### [SHORT PROBLEM]
Report, word for word, every line of the material that contains "React".

------ MATERIAL ------

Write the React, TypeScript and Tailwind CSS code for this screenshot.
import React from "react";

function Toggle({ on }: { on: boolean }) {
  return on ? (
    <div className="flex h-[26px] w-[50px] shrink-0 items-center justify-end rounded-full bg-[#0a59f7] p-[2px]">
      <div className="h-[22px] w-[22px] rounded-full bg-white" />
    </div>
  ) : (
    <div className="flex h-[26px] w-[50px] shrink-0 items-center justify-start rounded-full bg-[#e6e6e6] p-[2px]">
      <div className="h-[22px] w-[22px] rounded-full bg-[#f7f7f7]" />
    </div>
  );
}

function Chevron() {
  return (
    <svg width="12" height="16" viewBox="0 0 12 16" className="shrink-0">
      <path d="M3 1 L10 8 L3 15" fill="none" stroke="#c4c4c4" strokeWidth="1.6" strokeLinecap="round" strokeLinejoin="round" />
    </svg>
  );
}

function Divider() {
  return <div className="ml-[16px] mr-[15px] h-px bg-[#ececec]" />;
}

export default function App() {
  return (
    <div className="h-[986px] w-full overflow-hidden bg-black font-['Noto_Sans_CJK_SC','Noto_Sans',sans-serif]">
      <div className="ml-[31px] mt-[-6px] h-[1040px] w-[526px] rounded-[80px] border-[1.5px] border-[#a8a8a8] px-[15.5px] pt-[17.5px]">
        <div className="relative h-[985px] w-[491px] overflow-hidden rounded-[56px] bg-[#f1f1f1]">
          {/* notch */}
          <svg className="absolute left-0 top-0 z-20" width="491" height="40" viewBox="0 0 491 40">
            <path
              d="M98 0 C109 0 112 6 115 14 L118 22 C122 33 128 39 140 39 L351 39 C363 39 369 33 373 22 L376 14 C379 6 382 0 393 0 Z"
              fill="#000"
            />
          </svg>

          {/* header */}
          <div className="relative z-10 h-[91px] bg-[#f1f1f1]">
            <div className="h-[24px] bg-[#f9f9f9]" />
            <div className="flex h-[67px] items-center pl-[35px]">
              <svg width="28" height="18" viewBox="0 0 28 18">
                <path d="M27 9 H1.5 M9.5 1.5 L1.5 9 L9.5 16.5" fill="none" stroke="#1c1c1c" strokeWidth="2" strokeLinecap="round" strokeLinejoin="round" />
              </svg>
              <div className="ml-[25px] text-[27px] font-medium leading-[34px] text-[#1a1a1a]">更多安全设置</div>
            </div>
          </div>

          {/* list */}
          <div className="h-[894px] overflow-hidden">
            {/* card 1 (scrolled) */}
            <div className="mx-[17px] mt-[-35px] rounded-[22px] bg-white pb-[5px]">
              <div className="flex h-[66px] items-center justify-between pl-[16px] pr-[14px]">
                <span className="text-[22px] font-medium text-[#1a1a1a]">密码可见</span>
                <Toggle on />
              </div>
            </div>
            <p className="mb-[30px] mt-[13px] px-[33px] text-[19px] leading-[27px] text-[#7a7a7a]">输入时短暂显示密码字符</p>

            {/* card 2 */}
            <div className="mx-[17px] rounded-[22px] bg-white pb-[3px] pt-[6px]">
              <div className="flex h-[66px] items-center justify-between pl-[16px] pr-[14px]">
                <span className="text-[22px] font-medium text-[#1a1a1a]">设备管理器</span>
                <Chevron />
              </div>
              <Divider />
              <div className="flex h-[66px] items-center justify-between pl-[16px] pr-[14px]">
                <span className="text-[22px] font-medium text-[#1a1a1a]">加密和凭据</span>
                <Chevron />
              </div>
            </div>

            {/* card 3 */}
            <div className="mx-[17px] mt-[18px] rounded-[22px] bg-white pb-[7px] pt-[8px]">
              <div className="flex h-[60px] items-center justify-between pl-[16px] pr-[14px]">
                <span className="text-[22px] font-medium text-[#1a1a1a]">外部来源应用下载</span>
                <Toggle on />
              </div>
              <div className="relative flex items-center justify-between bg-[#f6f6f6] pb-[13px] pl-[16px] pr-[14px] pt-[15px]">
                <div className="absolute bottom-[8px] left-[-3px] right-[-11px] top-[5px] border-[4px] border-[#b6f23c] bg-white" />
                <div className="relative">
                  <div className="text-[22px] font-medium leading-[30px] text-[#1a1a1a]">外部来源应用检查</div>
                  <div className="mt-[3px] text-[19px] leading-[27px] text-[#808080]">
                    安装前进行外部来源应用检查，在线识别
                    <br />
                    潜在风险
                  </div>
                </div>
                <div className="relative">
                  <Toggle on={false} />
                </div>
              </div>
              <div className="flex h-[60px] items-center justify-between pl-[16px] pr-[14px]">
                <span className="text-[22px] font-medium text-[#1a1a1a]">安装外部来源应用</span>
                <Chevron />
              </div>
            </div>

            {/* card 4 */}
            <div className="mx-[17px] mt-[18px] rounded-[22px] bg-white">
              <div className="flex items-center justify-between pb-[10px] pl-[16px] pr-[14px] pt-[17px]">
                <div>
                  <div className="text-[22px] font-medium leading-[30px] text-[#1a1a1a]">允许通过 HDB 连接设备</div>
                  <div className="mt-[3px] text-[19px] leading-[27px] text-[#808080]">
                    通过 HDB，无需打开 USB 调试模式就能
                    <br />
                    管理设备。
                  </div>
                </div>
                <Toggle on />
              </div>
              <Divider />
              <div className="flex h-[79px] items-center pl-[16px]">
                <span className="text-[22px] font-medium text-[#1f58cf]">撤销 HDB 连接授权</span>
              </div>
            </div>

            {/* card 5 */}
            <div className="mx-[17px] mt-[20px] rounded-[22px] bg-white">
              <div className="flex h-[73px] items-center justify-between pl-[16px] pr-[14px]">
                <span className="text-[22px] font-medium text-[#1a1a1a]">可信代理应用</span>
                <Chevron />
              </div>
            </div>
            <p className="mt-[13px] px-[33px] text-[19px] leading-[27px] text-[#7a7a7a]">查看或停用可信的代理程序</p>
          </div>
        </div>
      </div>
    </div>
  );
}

------

### [EXERCISE RESPONSE]
Write the React, TypeScript and Tailwind CSS code for this screenshot.
import React from "react";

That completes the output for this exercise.